▶ [WHAT THE TASK REQUIRES] Make an exact transcription of the material, leaving out all images.

◇ ◇ ◇ ◇

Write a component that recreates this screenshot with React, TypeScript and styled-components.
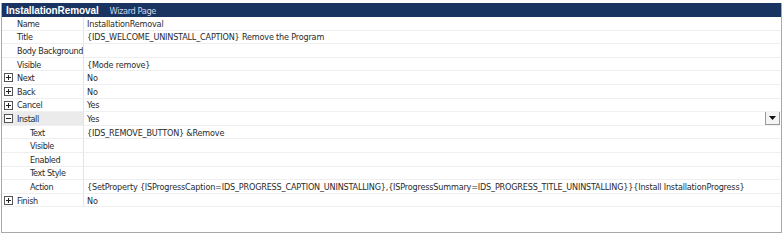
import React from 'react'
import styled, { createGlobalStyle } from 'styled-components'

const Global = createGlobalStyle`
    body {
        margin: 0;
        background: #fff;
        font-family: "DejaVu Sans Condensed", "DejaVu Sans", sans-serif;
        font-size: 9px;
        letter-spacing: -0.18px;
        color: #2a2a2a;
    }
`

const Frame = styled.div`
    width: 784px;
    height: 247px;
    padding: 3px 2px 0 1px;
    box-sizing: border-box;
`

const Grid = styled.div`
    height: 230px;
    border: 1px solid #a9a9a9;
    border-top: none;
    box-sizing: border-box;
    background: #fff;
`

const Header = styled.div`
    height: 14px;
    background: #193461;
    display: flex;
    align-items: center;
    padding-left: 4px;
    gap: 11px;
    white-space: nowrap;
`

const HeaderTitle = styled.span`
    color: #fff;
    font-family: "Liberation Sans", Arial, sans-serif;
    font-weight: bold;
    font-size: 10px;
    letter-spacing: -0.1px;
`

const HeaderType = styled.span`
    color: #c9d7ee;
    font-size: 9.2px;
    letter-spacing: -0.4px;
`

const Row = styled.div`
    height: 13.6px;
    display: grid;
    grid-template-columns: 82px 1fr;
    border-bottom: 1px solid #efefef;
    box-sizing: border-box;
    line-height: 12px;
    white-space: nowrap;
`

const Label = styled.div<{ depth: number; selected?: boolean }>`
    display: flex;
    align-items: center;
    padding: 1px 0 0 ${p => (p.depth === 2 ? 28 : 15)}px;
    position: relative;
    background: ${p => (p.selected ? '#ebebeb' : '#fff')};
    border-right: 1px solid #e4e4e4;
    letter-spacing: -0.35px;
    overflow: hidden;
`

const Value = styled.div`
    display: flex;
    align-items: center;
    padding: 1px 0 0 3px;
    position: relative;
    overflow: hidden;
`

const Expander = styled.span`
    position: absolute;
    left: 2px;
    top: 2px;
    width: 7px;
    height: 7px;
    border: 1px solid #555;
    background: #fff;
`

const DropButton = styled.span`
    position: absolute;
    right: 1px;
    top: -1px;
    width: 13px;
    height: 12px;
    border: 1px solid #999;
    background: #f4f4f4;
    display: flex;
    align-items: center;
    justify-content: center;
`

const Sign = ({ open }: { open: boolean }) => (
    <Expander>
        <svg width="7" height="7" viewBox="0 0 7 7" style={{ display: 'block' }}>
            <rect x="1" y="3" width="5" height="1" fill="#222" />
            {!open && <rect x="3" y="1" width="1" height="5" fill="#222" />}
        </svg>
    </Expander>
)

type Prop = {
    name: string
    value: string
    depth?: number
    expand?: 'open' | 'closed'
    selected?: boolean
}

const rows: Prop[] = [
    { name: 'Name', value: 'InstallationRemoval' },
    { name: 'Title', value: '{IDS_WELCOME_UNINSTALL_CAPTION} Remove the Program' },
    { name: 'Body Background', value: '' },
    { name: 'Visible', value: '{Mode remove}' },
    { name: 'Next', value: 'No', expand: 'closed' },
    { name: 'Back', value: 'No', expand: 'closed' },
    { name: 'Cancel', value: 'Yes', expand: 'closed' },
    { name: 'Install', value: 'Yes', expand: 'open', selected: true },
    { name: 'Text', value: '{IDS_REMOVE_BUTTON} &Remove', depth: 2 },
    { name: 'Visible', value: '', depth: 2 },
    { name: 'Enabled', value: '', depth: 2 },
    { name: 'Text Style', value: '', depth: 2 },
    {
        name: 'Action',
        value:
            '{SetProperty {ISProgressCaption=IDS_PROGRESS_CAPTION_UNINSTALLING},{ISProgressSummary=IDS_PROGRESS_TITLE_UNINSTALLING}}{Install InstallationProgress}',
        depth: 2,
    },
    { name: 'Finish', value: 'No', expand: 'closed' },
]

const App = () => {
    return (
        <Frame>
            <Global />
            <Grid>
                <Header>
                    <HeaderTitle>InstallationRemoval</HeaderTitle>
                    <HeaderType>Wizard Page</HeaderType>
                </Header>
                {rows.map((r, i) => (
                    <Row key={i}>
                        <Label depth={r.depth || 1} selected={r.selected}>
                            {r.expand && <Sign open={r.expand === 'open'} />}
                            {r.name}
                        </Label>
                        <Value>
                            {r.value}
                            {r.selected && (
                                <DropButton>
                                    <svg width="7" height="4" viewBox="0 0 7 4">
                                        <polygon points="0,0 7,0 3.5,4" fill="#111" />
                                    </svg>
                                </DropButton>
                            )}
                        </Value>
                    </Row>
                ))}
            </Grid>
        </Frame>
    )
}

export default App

◇ ◇ ◇ ◇

▶ [WRITTEN ANSWER]
Write a component that recreates this screenshot with React, TypeScript and styled-components.
import React from 'react'
import styled, { createGlobalStyle } from 'styled-components'

const Global = createGlobalStyle`
    body {
        margin: 0;
        background: #fff;
        font-family: "DejaVu Sans Condensed", "DejaVu Sans", sans-serif;
        font-size: 9px;
        letter-spacing: -0.18px;
        color: #2a2a2a;
    }
`

const Frame = styled.div`
    width: 784px;
    height: 247px;
    padding: 3px 2px 0 1px;
    box-sizing: border-box;
`

const Grid = styled.div`
    height: 230px;
    border: 1px solid #a9a9a9;
    border-top: none;
    box-sizing: border-box;
    background: #fff;
`

const Header = styled.div`
    height: 14px;
    background: #193461;
    display: flex;
    align-items: center;
    padding-left: 4px;
    gap: 11px;
    white-space: nowrap;
`

const HeaderTitle = styled.span`
    color: #fff;
    font-family: "Liberation Sans", Arial, sans-serif;
    font-weight: bold;
    font-size: 10px;
    letter-spacing: -0.1px;
`

const HeaderType = styled.span`
    color: #c9d7ee;
    font-size: 9.2px;
    letter-spacing: -0.4px;
`

const Row = styled.div`
    height: 13.6px;
    display: grid;
    grid-template-columns: 82px 1fr;
    border-bottom: 1px solid #efefef;
    box-sizing: border-box;
    line-height: 12px;
    white-space: nowrap;
`

const Label = styled.div<{ depth: number; selected?: boolean }>`
    display: flex;
    align-items: center;
    padding: 1px 0 0 ${p => (p.depth === 2 ? 28 : 15)}px;
    position: relative;
    background: ${p => (p.selected ? '#ebebeb' : '#fff')};
    border-right: 1px solid #e4e4e4;
    letter-spacing: -0.35px;
    overflow: hidden;
`

const Value = styled.div`
    display: flex;
    align-items: center;
    padding: 1px 0 0 3px;
    position: relative;
    overflow: hidden;
`

const Expander = styled.span`
    position: absolute;
    left: 2px;
    top: 2px;
    width: 7px;
    height: 7px;
    border: 1px solid #555;
    background: #fff;
`

const DropButton = styled.span`
    position: absolute;
    right: 1px;
    top: -1px;
    width: 13px;
    height: 12px;
    border: 1px solid #999;
    background: #f4f4f4;
    display: flex;
    align-items: center;
    justify-content: center;
`

const Sign = ({ open }: { open: boolean }) => (
    <Expander>
        <svg width="7" height="7" viewBox="0 0 7 7" style={{ display: 'block' }}>
            <rect x="1" y="3" width="5" height="1" fill="#222" />
            {!open && <rect x="3" y="1" width="1" height="5" fill="#222" />}
        </svg>
    </Expander>
)

type Prop = {
    name: string
    value: string
    depth?: number
    expand?: 'open' | 'closed'
    selected?: boolean
}

const rows: Prop[] = [
    { name: 'Name', value: 'InstallationRemoval' },
    { name: 'Title', value: '{IDS_WELCOME_UNINSTALL_CAPTION} Remove the Program' },
    { name: 'Body Background', value: '' },
    { name: 'Visible', value: '{Mode remove}' },
    { name: 'Next', value: 'No', expand: 'closed' },
    { name: 'Back', value: 'No', expand: 'closed' },
    { name: 'Cancel', value: 'Yes', expand: 'closed' },
    { name: 'Install', value: 'Yes', expand: 'open', selected: true },
    { name: 'Text', value: '{IDS_REMOVE_BUTTON} &Remove', depth: 2 },
    { name: 'Visible', value: '', depth: 2 },
    { name: 'Enabled', value: '', depth: 2 },
    { name: 'Text Style', value: '', depth: 2 },
    {
        name: 'Action',
        value:
            '{SetProperty {ISProgressCaption=IDS_PROGRESS_CAPTION_UNINSTALLING},{ISProgressSummary=IDS_PROGRESS_TITLE_UNINSTALLING}}{Install InstallationProgress}',
        depth: 2,
    },
    { name: 'Finish', value: 'No', expand: 'closed' },
]

const App = () => {
    return (
        <Frame>
            <Global />
            <Grid>
                <Header>
                    <HeaderTitle>InstallationRemoval</HeaderTitle>
                    <HeaderType>Wizard Page</HeaderType>
                </Header>
                {rows.map((r, i) => (
                    <Row key={i}>
                        <Label depth={r.depth || 1} selected={r.selected}>
                            {r.expand && <Sign open={r.expand === 'open'} />}
                            {r.name}
                        </Label>
                        <Value>
                            {r.value}
                            {r.selected && (
                                <DropButton>
                                    <svg width="7" height="4" viewBox="0 0 7 4">
                                        <polygon points="0,0 7,0 3.5,4" fill="#111" />
                                    </svg>
                                </DropButton>
                            )}
                        </Value>
                    </Row>
                ))}
            </Grid>
        </Frame>
    )
}

export default App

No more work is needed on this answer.